Stored data ::
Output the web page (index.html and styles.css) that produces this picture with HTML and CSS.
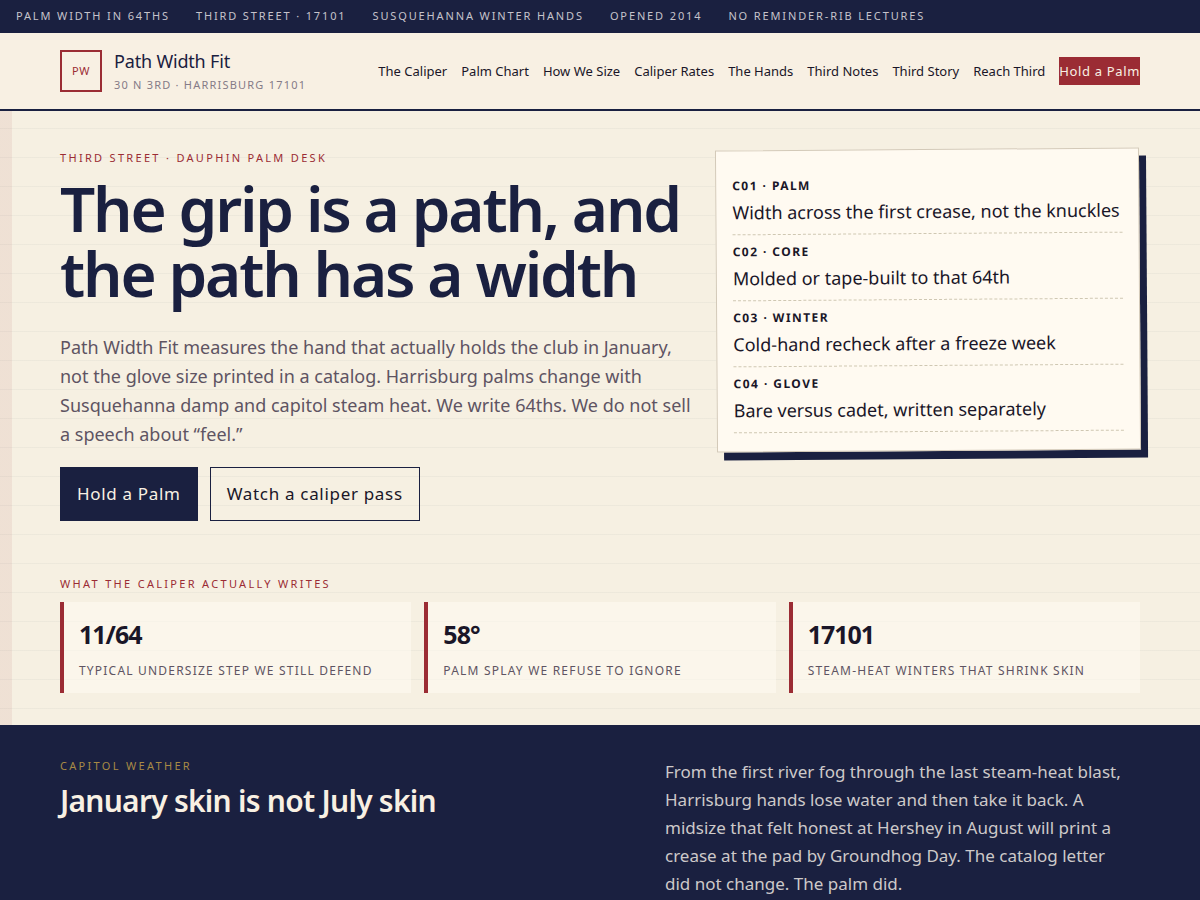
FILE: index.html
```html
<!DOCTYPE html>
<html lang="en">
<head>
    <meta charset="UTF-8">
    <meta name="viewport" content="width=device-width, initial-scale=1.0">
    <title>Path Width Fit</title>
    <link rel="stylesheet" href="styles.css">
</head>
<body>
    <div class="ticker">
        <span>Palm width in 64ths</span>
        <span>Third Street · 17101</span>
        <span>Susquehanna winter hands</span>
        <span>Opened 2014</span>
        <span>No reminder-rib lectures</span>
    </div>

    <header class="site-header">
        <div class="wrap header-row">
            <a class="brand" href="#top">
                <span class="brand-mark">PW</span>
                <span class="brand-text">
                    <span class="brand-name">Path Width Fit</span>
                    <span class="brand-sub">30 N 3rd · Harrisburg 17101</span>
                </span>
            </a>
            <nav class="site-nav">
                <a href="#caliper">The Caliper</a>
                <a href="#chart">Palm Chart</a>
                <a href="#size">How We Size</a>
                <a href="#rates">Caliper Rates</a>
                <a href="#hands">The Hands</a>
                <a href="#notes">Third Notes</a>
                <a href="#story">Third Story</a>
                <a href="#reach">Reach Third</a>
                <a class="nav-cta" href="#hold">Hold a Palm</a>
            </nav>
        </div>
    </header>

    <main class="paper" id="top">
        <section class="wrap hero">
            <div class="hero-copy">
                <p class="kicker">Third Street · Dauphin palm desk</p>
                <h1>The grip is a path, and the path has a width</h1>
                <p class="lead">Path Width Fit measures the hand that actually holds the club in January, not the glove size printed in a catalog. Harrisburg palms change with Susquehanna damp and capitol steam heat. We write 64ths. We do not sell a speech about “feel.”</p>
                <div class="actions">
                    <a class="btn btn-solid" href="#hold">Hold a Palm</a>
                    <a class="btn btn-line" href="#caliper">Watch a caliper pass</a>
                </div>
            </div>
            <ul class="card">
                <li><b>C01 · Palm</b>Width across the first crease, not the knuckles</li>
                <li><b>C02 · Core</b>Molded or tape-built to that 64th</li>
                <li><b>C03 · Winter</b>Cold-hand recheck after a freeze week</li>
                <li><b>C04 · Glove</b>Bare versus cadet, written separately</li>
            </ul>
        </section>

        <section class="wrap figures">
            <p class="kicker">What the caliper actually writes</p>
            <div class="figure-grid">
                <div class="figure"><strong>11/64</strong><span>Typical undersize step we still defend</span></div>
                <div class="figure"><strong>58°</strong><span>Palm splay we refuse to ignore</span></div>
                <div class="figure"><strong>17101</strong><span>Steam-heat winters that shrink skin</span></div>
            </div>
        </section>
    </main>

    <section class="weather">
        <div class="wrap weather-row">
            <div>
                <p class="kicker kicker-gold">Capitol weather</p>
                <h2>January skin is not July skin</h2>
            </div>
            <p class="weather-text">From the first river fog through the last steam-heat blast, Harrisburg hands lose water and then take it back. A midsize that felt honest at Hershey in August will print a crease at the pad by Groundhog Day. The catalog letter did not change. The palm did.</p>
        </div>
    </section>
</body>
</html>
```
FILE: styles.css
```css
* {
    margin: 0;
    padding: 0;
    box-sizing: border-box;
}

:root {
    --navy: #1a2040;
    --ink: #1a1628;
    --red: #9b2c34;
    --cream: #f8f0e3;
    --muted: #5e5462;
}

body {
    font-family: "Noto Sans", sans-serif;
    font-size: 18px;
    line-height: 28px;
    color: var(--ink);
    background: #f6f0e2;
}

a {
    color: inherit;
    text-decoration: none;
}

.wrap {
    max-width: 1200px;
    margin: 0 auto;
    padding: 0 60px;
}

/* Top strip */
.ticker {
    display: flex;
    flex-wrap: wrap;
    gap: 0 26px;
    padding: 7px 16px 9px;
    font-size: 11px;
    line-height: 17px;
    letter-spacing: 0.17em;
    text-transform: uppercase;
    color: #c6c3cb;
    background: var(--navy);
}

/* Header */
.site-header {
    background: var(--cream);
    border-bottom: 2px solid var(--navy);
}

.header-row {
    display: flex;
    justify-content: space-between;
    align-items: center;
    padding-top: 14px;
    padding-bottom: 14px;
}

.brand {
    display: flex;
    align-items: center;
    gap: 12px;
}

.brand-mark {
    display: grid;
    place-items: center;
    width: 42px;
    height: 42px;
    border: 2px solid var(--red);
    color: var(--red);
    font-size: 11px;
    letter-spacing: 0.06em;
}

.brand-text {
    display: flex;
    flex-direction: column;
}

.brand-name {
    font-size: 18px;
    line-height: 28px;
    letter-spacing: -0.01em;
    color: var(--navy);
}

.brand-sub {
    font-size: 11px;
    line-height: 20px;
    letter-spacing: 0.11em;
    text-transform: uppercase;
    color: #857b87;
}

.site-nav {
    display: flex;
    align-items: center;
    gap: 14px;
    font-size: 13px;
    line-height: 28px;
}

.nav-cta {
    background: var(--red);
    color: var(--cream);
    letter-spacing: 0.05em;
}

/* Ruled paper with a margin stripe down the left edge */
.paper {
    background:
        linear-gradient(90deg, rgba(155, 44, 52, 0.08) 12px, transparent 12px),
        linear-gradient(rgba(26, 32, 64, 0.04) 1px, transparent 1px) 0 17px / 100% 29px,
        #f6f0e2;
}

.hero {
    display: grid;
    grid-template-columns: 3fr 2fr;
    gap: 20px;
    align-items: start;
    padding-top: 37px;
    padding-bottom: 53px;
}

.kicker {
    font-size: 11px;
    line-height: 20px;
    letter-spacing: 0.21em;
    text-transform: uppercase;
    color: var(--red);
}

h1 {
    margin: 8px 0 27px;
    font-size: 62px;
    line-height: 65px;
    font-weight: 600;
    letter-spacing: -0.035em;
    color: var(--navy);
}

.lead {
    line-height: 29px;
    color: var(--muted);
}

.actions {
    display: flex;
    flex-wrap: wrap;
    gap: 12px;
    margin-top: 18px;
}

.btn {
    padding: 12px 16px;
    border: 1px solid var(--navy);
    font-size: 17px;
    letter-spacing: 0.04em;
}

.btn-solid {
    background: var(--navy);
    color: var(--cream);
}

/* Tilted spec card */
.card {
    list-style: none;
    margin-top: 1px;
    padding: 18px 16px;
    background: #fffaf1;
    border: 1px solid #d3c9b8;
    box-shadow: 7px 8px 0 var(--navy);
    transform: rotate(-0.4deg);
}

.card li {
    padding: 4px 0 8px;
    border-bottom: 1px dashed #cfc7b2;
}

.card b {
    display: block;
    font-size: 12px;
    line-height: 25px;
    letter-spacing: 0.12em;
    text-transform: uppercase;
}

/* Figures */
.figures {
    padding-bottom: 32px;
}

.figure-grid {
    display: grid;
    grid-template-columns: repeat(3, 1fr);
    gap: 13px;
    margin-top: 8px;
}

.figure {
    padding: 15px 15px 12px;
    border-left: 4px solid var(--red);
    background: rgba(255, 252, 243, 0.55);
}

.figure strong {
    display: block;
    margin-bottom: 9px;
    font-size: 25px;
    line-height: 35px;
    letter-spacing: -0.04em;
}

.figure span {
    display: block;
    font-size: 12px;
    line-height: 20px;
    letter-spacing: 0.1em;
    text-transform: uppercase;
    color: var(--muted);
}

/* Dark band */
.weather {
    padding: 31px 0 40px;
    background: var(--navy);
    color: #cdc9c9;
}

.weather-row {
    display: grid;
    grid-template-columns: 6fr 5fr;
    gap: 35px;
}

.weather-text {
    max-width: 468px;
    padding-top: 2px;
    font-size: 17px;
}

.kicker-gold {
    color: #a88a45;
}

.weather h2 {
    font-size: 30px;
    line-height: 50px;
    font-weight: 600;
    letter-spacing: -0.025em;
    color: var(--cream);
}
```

Request :: Copy the data character for character, but drop all pictures from the copy.

Worked answer ::
Output the web page (index.html and styles.css) that produces this picture with HTML and CSS.
FILE: index.html
```html
<!DOCTYPE html>
<html lang="en">
<head>
    <meta charset="UTF-8">
    <meta name="viewport" content="width=device-width, initial-scale=1.0">
    <title>Path Width Fit</title>
    <link rel="stylesheet" href="styles.css">
</head>
<body>
    <div class="ticker">
        <span>Palm width in 64ths</span>
        <span>Third Street · 17101</span>
        <span>Susquehanna winter hands</span>
        <span>Opened 2014</span>
        <span>No reminder-rib lectures</span>
    </div>

    <header class="site-header">
        <div class="wrap header-row">
            <a class="brand" href="#top">
                <span class="brand-mark">PW</span>
                <span class="brand-text">
                    <span class="brand-name">Path Width Fit</span>
                    <span class="brand-sub">30 N 3rd · Harrisburg 17101</span>
                </span>
            </a>
            <nav class="site-nav">
                <a href="#caliper">The Caliper</a>
                <a href="#chart">Palm Chart</a>
                <a href="#size">How We Size</a>
                <a href="#rates">Caliper Rates</a>
                <a href="#hands">The Hands</a>
                <a href="#notes">Third Notes</a>
                <a href="#story">Third Story</a>
                <a href="#reach">Reach Third</a>
                <a class="nav-cta" href="#hold">Hold a Palm</a>
            </nav>
        </div>
    </header>

    <main class="paper" id="top">
        <section class="wrap hero">
            <div class="hero-copy">
                <p class="kicker">Third Street · Dauphin palm desk</p>
                <h1>The grip is a path, and the path has a width</h1>
                <p class="lead">Path Width Fit measures the hand that actually holds the club in January, not the glove size printed in a catalog. Harrisburg palms change with Susquehanna damp and capitol steam heat. We write 64ths. We do not sell a speech about “feel.”</p>
                <div class="actions">
                    <a class="btn btn-solid" href="#hold">Hold a Palm</a>
                    <a class="btn btn-line" href="#caliper">Watch a caliper pass</a>
                </div>
            </div>
            <ul class="card">
                <li><b>C01 · Palm</b>Width across the first crease, not the knuckles</li>
                <li><b>C02 · Core</b>Molded or tape-built to that 64th</li>
                <li><b>C03 · Winter</b>Cold-hand recheck after a freeze week</li>
                <li><b>C04 · Glove</b>Bare versus cadet, written separately</li>
            </ul>
        </section>

        <section class="wrap figures">
            <p class="kicker">What the caliper actually writes</p>
            <div class="figure-grid">
                <div class="figure"><strong>11/64</strong><span>Typical undersize step we still defend</span></div>
                <div class="figure"><strong>58°</strong><span>Palm splay we refuse to ignore</span></div>
                <div class="figure"><strong>17101</strong><span>Steam-heat winters that shrink skin</span></div>
            </div>
        </section>
    </main>

    <section class="weather">
        <div class="wrap weather-row">
            <div>
                <p class="kicker kicker-gold">Capitol weather</p>
                <h2>January skin is not July skin</h2>
            </div>
            <p class="weather-text">From the first river fog through the last steam-heat blast, Harrisburg hands lose water and then take it back. A midsize that felt honest at Hershey in August will print a crease at the pad by Groundhog Day. The catalog letter did not change. The palm did.</p>
        </div>
    </section>
</body>
</html>
```
FILE: styles.css
```css
* {
    margin: 0;
    padding: 0;
    box-sizing: border-box;
}

:root {
    --navy: #1a2040;
    --ink: #1a1628;
    --red: #9b2c34;
    --cream: #f8f0e3;
    --muted: #5e5462;
}

body {
    font-family: "Noto Sans", sans-serif;
    font-size: 18px;
    line-height: 28px;
    color: var(--ink);
    background: #f6f0e2;
}

a {
    color: inherit;
    text-decoration: none;
}

.wrap {
    max-width: 1200px;
    margin: 0 auto;
    padding: 0 60px;
}

/* Top strip */
.ticker {
    display: flex;
    flex-wrap: wrap;
    gap: 0 26px;
    padding: 7px 16px 9px;
    font-size: 11px;
    line-height: 17px;
    letter-spacing: 0.17em;
    text-transform: uppercase;
    color: #c6c3cb;
    background: var(--navy);
}

/* Header */
.site-header {
    background: var(--cream);
    border-bottom: 2px solid var(--navy);
}

.header-row {
    display: flex;
    justify-content: space-between;
    align-items: center;
    padding-top: 14px;
    padding-bottom: 14px;
}

.brand {
    display: flex;
    align-items: center;
    gap: 12px;
}

.brand-mark {
    display: grid;
    place-items: center;
    width: 42px;
    height: 42px;
    border: 2px solid var(--red);
    color: var(--red);
    font-size: 11px;
    letter-spacing: 0.06em;
}

.brand-text {
    display: flex;
    flex-direction: column;
}

.brand-name {
    font-size: 18px;
    line-height: 28px;
    letter-spacing: -0.01em;
    color: var(--navy);
}

.brand-sub {
    font-size: 11px;
    line-height: 20px;
    letter-spacing: 0.11em;
    text-transform: uppercase;
    color: #857b87;
}

.site-nav {
    display: flex;
    align-items: center;
    gap: 14px;
    font-size: 13px;
    line-height: 28px;
}

.nav-cta {
    background: var(--red);
    color: var(--cream);
    letter-spacing: 0.05em;
}

/* Ruled paper with a margin stripe down the left edge */
.paper {
    background:
        linear-gradient(90deg, rgba(155, 44, 52, 0.08) 12px, transparent 12px),
        linear-gradient(rgba(26, 32, 64, 0.04) 1px, transparent 1px) 0 17px / 100% 29px,
        #f6f0e2;
}

.hero {
    display: grid;
    grid-template-columns: 3fr 2fr;
    gap: 20px;
    align-items: start;
    padding-top: 37px;
    padding-bottom: 53px;
}

.kicker {
    font-size: 11px;
    line-height: 20px;
    letter-spacing: 0.21em;
    text-transform: uppercase;
    color: var(--red);
}

h1 {
    margin: 8px 0 27px;
    font-size: 62px;
    line-height: 65px;
    font-weight: 600;
    letter-spacing: -0.035em;
    color: var(--navy);
}

.lead {
    line-height: 29px;
    color: var(--muted);
}

.actions {
    display: flex;
    flex-wrap: wrap;
    gap: 12px;
    margin-top: 18px;
}

.btn {
    padding: 12px 16px;
    border: 1px solid var(--navy);
    font-size: 17px;
    letter-spacing: 0.04em;
}

.btn-solid {
    background: var(--navy);
    color: var(--cream);
}

/* Tilted spec card */
.card {
    list-style: none;
    margin-top: 1px;
    padding: 18px 16px;
    background: #fffaf1;
    border: 1px solid #d3c9b8;
    box-shadow: 7px 8px 0 var(--navy);
    transform: rotate(-0.4deg);
}

.card li {
    padding: 4px 0 8px;
    border-bottom: 1px dashed #cfc7b2;
}

.card b {
    display: block;
    font-size: 12px;
    line-height: 25px;
    letter-spacing: 0.12em;
    text-transform: uppercase;
}

/* Figures */
.figures {
    padding-bottom: 32px;
}

.figure-grid {
    display: grid;
    grid-template-columns: repeat(3, 1fr);
    gap: 13px;
    margin-top: 8px;
}

.figure {
    padding: 15px 15px 12px;
    border-left: 4px solid var(--red);
    background: rgba(255, 252, 243, 0.55);
}

.figure strong {
    display: block;
    margin-bottom: 9px;
    font-size: 25px;
    line-height: 35px;
    letter-spacing: -0.04em;
}

.figure span {
    display: block;
    font-size: 12px;
    line-height: 20px;
    letter-spacing: 0.1em;
    text-transform: uppercase;
    color: var(--muted);
}

/* Dark band */
.weather {
    padding: 31px 0 40px;
    background: var(--navy);
    color: #cdc9c9;
}

.weather-row {
    display: grid;
    grid-template-columns: 6fr 5fr;
    gap: 35px;
}

.weather-text {
    max-width: 468px;
    padding-top: 2px;
    font-size: 17px;
}

.kicker-gold {
    color: #a88a45;
}

.weather h2 {
    font-size: 30px;
    line-height: 50px;
    font-weight: 600;
    letter-spacing: -0.025em;
    color: var(--cream);
}
```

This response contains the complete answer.